As the clock strikes 9 pm, the stage is set by smoke machines that begin filling up the room and they continue to do so until every corner of the room is invisible and the decorative hanging light bulbs that make up the lighting in the room hang seemingly cordless from the ceiling like stars covering a night sky. We are already now being transported towards a different place, the heavy smoke playing with our senses as it slowly washes out the familiar surroundings around us for all of twenty minutes. And then the four cloaked figures arm their instruments of destruction and the drones begin. The smoke keeps welling up from the sides of the stage throughout the concert itself, our senses thus attacked from all sides. The only lights are the ones that shine up from behind the wall of amps that cover the middle of the stage. As a frequent concert-goer, I can't say I have ever listened to anything quite as dark or crushing as the music that is presented here. This I assume has to do with the deep notes the band is playing but also obviously with the outrageous sound level that it is all presented in. "Ever breathe a frequency?" asks one of the band's t-shirts at the merch table and I would definitely say that after this, I can relate to the full scope of this question.

So what does one do with oneself when experiencing noise levels like this that insist on being perceived as constituting a musical performance? I've read numerous times that the music of Sunn O))) is devoid of rhythmicity and melody but even though they obviously don't bring a drummer with them, there is certainly a varying pulse to follow in the way the immense sounds fill the room and bounce off every surface to roll back and forth. This pulsating quality is what I explore and ponder for the longest while and later on it is even supported by added lights from up high that shine down on the stage in similar pulses. It's like listening to and feeling the rumbles of a giant drill that is taking apart the ground beneath the building itself, but it's not quite just that. Even as the sound could be described as monotonous, it changes character as you give it time to work on you and for the longest while I only sense the passing of time from the fact that my feet are getting increasingly tired from standing up. It's meditative but also simply physically exhausting to endure sound waves as intense as these. Attila's guttural vocals make their entrance after a while and the performance changes character as two spotlights manifest him as the central figure on stage. Allusions to some kind of satanic mass or a ceremony for Cthulhu come to mind with the way his voice sort of clicks and rasps its way through the chant, the words never quite understandable and reminding me more than anything of the Black Speech of Tolkien's Mordor. Later sudden primal screams are added to his repertoire and as if in a sort of fever dream I'm transported back to a time when I was visiting the skeletal catacombs beneath Paris and I can only imagine that this is what my mind would begin to sound like if I was ever lost in that claustrophobic place in the dark for a day.

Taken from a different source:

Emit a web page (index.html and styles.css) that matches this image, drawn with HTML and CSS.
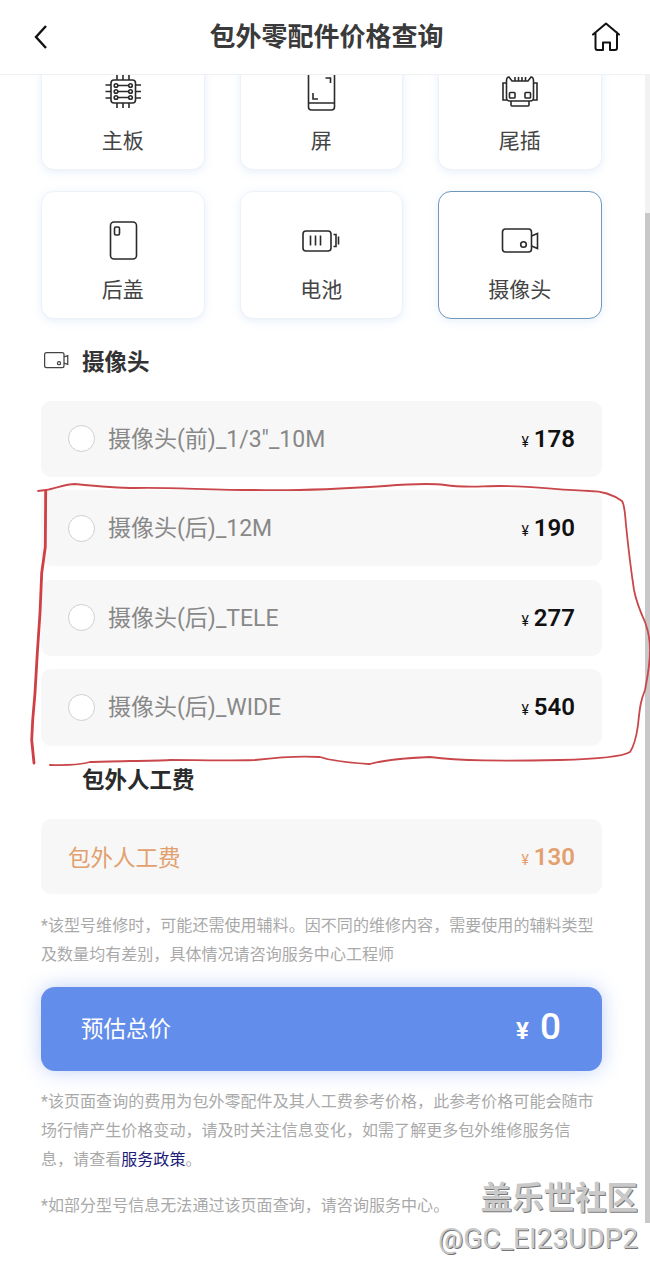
FILE: index.html
```html
<!DOCTYPE html>
<html lang="zh-CN">
<head>
<meta charset="utf-8">
<title>包外零配件价格查询</title>
<link rel="stylesheet" href="styles.css">
</head>
<body>
<div class="app">
  <header class="topbar">
    <svg class="back" viewBox="0 0 16 26"><path d="M13 2 3 13l10 11"/></svg>
    <h1 class="title">包外零配件价格查询</h1>
    <svg class="home" viewBox="0 0 28 30"><path d="M1 12.500 14 1.500l13 11M3.500 10.500V26a2 2 0 0 0 2 2H11v-7.500h7V28h5a2 2 0 0 0 2-2V10.500"/></svg>
  </header>

  <main class="content">
    <section class="cards">
      <div class="card">
        <svg class="card-icon" viewBox="0 0 40 40"><rect x="8" y="9" width="24.500" height="23" rx="3"/><path d="M2.500 14h5.500M2.500 20.500h5.500M2.500 27h5.500M32.500 14h5.500M32.500 20.500h5.500M32.500 27h5.500M14 4v5M20 4v5M26 4v5M14 32v5M20 32v5M26 32v5M14.500 14.500h11.500M14.500 20.500h11.500M14.500 26.500h11.500"/><circle cx="13" cy="14.500" r="1.800"/><circle cx="27.500" cy="14.500" r="1.800"/><circle cx="13" cy="20.500" r="1.800"/><circle cx="27.500" cy="20.500" r="1.800"/><circle cx="13" cy="26.500" r="1.800"/><circle cx="27.500" cy="26.500" r="1.800"/></svg>
        <span class="card-label">主板</span>
      </div>
      <div class="card">
        <svg class="card-icon" viewBox="0 0 40 40"><rect x="7.500" y="-2" width="26" height="41" rx="3"/><path d="M7.500 32h26M24.500 7h5v5M12 22v6h5"/></svg>
        <span class="card-label">屏</span>
      </div>
      <div class="card">
        <svg class="card-icon" viewBox="0 0 40 40"><path d="M6.500 10Q6.500 6 9 6L12 10H28L31 6Q33.500 6 33.500 10V27Q33.500 30 30 30H10Q6.500 30 6.500 27ZM6.500 12H3V29H6.500M33.500 12H37V29H33.500M15 6v4M18.500 6v4M22 6v4M25.500 6v4M11 30v4q0 1 1 1h16q1 0 1-1v-4"/><rect x="9.500" y="21.500" width="5.500" height="5.500" rx=".8"/><rect x="25" y="21.500" width="5.500" height="5.500" rx=".8"/></svg>
        <span class="card-label">尾插</span>
      </div>
      <div class="card">
        <svg class="card-icon" viewBox="0 0 40 40"><rect x="7.500" y="2" width="26" height="37" rx="3.500"/><rect x="11.500" y="7" width="5" height="8" rx="1.500"/></svg>
        <span class="card-label">后盖</span>
      </div>
      <div class="card">
        <svg class="card-icon" viewBox="0 0 40 40"><rect x="2" y="11" width="28" height="20" rx="3"/><path d="M9.500 15.500v10M14.500 15.500v10M19.500 15.500v10M32.500 14.500h2.500v12h-2.500M37.500 16.500v8"/></svg>
        <span class="card-label">电池</span>
      </div>
      <div class="card card-active">
        <svg class="card-icon" viewBox="0 0 40 40"><rect x="2.500" y="9" width="29" height="23" rx="3"/><circle cx="23.500" cy="24.500" r="2.800"/><path d="M31.500 16l6-2.500v15l-6-2.500"/></svg>
        <span class="card-label">摄像头</span>
      </div>
    </section>

    <h2 class="section-head section-head-camera">
      <svg class="head-icon" viewBox="0 0 40 28"><rect x="1" y="2" width="31" height="24" rx="3"/><circle cx="24" cy="19" r="2.500"/><path d="M32 9l6-2v14l-6-2"/></svg>
      <span>摄像头</span>
    </h2>

    <section class="rows">
      <div class="row"><span class="radio"></span><span class="row-label">摄像头(前)_1/3"_10M</span><span class="price"><i class="yen">¥</i>178</span></div>
      <div class="row"><span class="radio"></span><span class="row-label">摄像头(后)_12M</span><span class="price"><i class="yen">¥</i>190</span></div>
      <div class="row"><span class="radio"></span><span class="row-label">摄像头(后)_TELE</span><span class="price"><i class="yen">¥</i>277</span></div>
      <div class="row"><span class="radio"></span><span class="row-label">摄像头(后)_WIDE</span><span class="price"><i class="yen">¥</i>540</span></div>
    </section>

    <h2 class="section-head section-head-labor"><span>包外人工费</span></h2>

    <div class="row row-labor"><span class="row-label">包外人工费</span><span class="price"><i class="yen">¥</i>130</span></div>

    <p class="note note-first">*该型号维修时，可能还需使用辅料。因不同的维修内容，需要使用的辅料类型及数量均有差别，具体情况请咨询服务中心工程师</p>

    <div class="total">
      <span class="total-label">预估总价</span>
      <span class="total-value"><i class="total-yen">¥</i>0</span>
    </div>

    <p class="note note-second">*该页面查询的费用为包外零配件及其人工费参考价格，此参考价格可能会随市场行情产生价格变动，请及时关注信息变化，如需了解更多包外维修服务信息，请查看<a class="link">服务政策</a>。</p>
    <p class="note note-third">*如部分型号信息无法通过该页面查询，请咨询服务中心。</p>
  </main>

  <div class="scroll-track"></div>
  <div class="scroll-thumb"></div>

  <svg class="annotation" viewBox="0 0 650 1273">
    <path class="annotation-thin" d="M38 491 46 490C55 489 65 484 75 484 95 486 115 488 135 488 165 487 210 490 255 490 300 491 340 489 385 486 410 484 430 483 445 485 465 488 480 486 500 486 530 486 560 490 590 491 600 491 612 494 622 501 625 506 625 515 626 525 628 545 631 570 634 590 636 600 640 611 645 622 648 630 650 640 650 650 650 665 647 680 645 690 641 700 640 705 638 725 636 740 634 746 630 752 622 757 600 759 560 760 500 761 460 761 430 757 405 758 385 760 370 764 355 763 335 762 320 757 305 756 280 757 255 760 220 761 195 760 170 760 150 761 110 761 90 762 78 766 60 765 50 765 36 764"/>
    <path class="annotation-thick" d="M45.700 491 45.300 547 41.700 573 40 613 37.300 653 35 693 32.700 720 31.700 740 34 763"/>
  </svg>

  <div class="watermark">
    <span class="wm-brand">盖乐世社区</span>
    <span class="wm-user">@GC_EI23UDP2</span>
  </div>
</div>
</body>
</html>
```

FILE: styles.css
```css
* { box-sizing: border-box; }
html, body { margin: 0; padding: 0; background: #fff; }
body {
  font-family: Roboto, "Noto Sans CJK SC", "Noto Sans", sans-serif;
  color: #333;
}
.app {
  position: relative;
  width: 650px;
  height: 1273px;
  overflow: hidden;
  background: #fff;
}

/* header floats above the scrolled content */
.topbar {
  position: absolute;
  top: 0;
  left: 0;
  right: 0;
  z-index: 2;
  height: 75px;
  display: grid;
  grid-template-columns: 1fr auto 1fr;
  align-items: center;
  padding: 0 30px 0 33px;
  background: #fff;
  border-bottom: 1px solid #f0f0f0;
}
.back { width: 16px; height: 26px; }
.back path { fill: none; stroke: #111; stroke-width: 2.4; }
.home { width: 28px; height: 30px; justify-self: end; }
.home path { fill: none; stroke: #111; stroke-width: 2; stroke-linejoin: round; stroke-linecap: round; }
.title {
  margin: 0;
  font-size: 26px;
  line-height: 36px;
  font-weight: 700;
  color: #3a3a3a;
}

.content {
  padding: 42px 48px 0 41px;
  display: flex;
  flex-direction: column;
}

.cards {
  display: grid;
  grid-template-columns: repeat(3, 163.5px);
  column-gap: 35px;
  row-gap: 21.500px;
}
.card {
  height: 127.500px;
  padding-top: 28px;
  display: flex;
  flex-direction: column;
  align-items: center;
  gap: 15px;
  background: #fff;
  border: 1px solid #eef2f8;
  border-radius: 13px;
  box-shadow: 0 2px 10px rgba(120, 165, 225, .18);
}
.card-active { border-color: #7098bd; }
.card-icon {
  width: 40px;
  height: 40px;
  flex: none;
  overflow: visible;
}
.card-icon rect, .card-icon path, .card-icon circle,
.head-icon rect, .head-icon path, .head-icon circle {
  fill: none;
  stroke: #2a2a2a;
  stroke-width: 1.600;
}
.card-label {
  font-size: 21px;
  line-height: 30px;
  color: #444;
}

.section-head {
  margin: 0;
  display: flex;
  align-items: center;
  gap: 13px;
  height: 30px;
  font-size: 22.500px;
  font-weight: 700;
  color: #333;
}
.section-head-camera { margin: 26px 0 26px 3px; }
.section-head-labor { margin: 17px 0 26.300px 41px; color: #2a2a2a; }
.head-icon { width: 25px; height: 18px; }
.head-icon rect, .head-icon path, .head-icon circle { stroke: #444; stroke-width: 2; }

.rows {
  display: flex;
  flex-direction: column;
  gap: 13.200px;
}
.row {
  height: 76.400px;
  display: flex;
  align-items: center;
  padding: 0 27px;
  background: #f7f7f7;
  border-radius: 10px;
}
.radio {
  flex: none;
  width: 27px;
  height: 27px;
  margin-right: 13px;
  background: #fff;
  border: 1px solid #cfcfcf;
  border-radius: 50%;
}
.row-label {
  flex: 1;
  padding-top: 2px;
  font-size: 23px;
  line-height: 30px;
  color: #888;
  font-weight: 400;
}
.price {
  display: flex;
  align-items: baseline;
  padding-top: 3px;
  font-size: 24px;
  font-weight: 600;
  line-height: 30px;
  color: #111;
}
.yen {
  margin-right: 5px;
  font-size: 14px;
  font-style: normal;
  font-weight: 400;
}
.row-labor { height: 75.500px; }
.row-labor .row-label { font-size: 22.500px; color: #e3a06f; }
.row-labor .price { color: #e3a06f; }

.note {
  margin: 0;
  max-width: 556px;
  font-size: 16px;
  letter-spacing: .05px;
  line-height: 29px;
  color: #a9a9a9;
}
.note-first { margin-top: 16.500px; }
.note-second { margin-top: 16.500px; }
.note-third { margin-top: 17px; }
.link { color: #1c1c78; }

.total {
  margin-top: 18px;
  height: 84px;
  display: flex;
  align-items: center;
  justify-content: space-between;
  padding: 0 41px 0 40px;
  background: #628deb;
  border-radius: 14px;
  box-shadow: 0 0 20px rgba(98, 141, 235, .4);
  color: #fff;
}
.total-label { font-size: 22.500px; line-height: 30px; }
.total-value {
  display: flex;
  align-items: baseline;
  font-size: 37px;
  font-weight: 500;
  line-height: 44px;
}
.total-yen {
  margin-right: 11px;
  font-size: 24px;
  font-style: normal;
  font-weight: 700;
}

.scroll-track {
  position: absolute;
  top: 75px;
  right: 0;
  width: 5px;
  height: 138px;
  background: #f2f2f2;
}
.scroll-thumb {
  position: absolute;
  top: 213px;
  right: 0;
  width: 5px;
  height: 1010px;
  background: #c8c8c8;
}

.annotation {
  position: absolute;
  inset: 0;
  width: 650px;
  height: 1273px;
  z-index: 3;
  pointer-events: none;
}
.annotation path { fill: none; stroke-linecap: round; stroke-linejoin: round; }
.annotation-thin { stroke: #c9474b; stroke-width: 1.800; }
.annotation-thick { stroke: #cf3f43; stroke-width: 2.800; }

.watermark {
  position: absolute;
  right: 12px;
  top: 1178px;
  z-index: 4;
  display: flex;
  flex-direction: column;
  align-items: flex-end;
  color: #c9c9c9;
  text-shadow: 1px 1px 0 #777, -1px -1px 0 #fff;
}
.wm-brand { font-size: 31.500px; line-height: 42px; font-weight: 700; }
.wm-user { font-size: 28px; line-height: 34px; margin-top: 2px; }
```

When Attila finally stops, I expect the music to take a while to just fade out so the performance can end, but instead it all gets more intense, the air feeling like it's solidifying around us. Attila returns to the mix with an absurdly pointed thorn-like crown on his head that seems to shoot out ultraviolet lasers in all directions, cutting through the smoke. At this point the vibrations in the air can be thoroughly felt and whenever there's a break for just an inch of a second in the continuity of one of the instruments I feel it as a giant wrench lets go of me only to grab my body in an iron grip immediately again. I'm surprised that I don't feel more nauseous through all of this even though I begin to feel a general uneasiness in my body during this last stretch of the performance. It's almost impossible to not be affected and impressed by this kind of performance simply because it's such an alien experience to subject oneself to. I find it extremely hard to put a grade on it, though, simply because I have nothing quite like it to hold it up against. In some ways you might say the experience of Sunn O))) live is a transcendental, even sublime one, but if the measure is full immersion in the atmosphere, I can imagine even better shows with them. At times, the show tonight is oddly alienating and I feel very conscious of it all being an experimental art performance rather than I feel swooped up by the atmosphere or mind blown by the majestic qualities of the sounds. As such I decide to leave it at this and slowly consider that I might be willing to subject myself to a performance of theirs again if nothing else just out of a curiosity to explore the differences.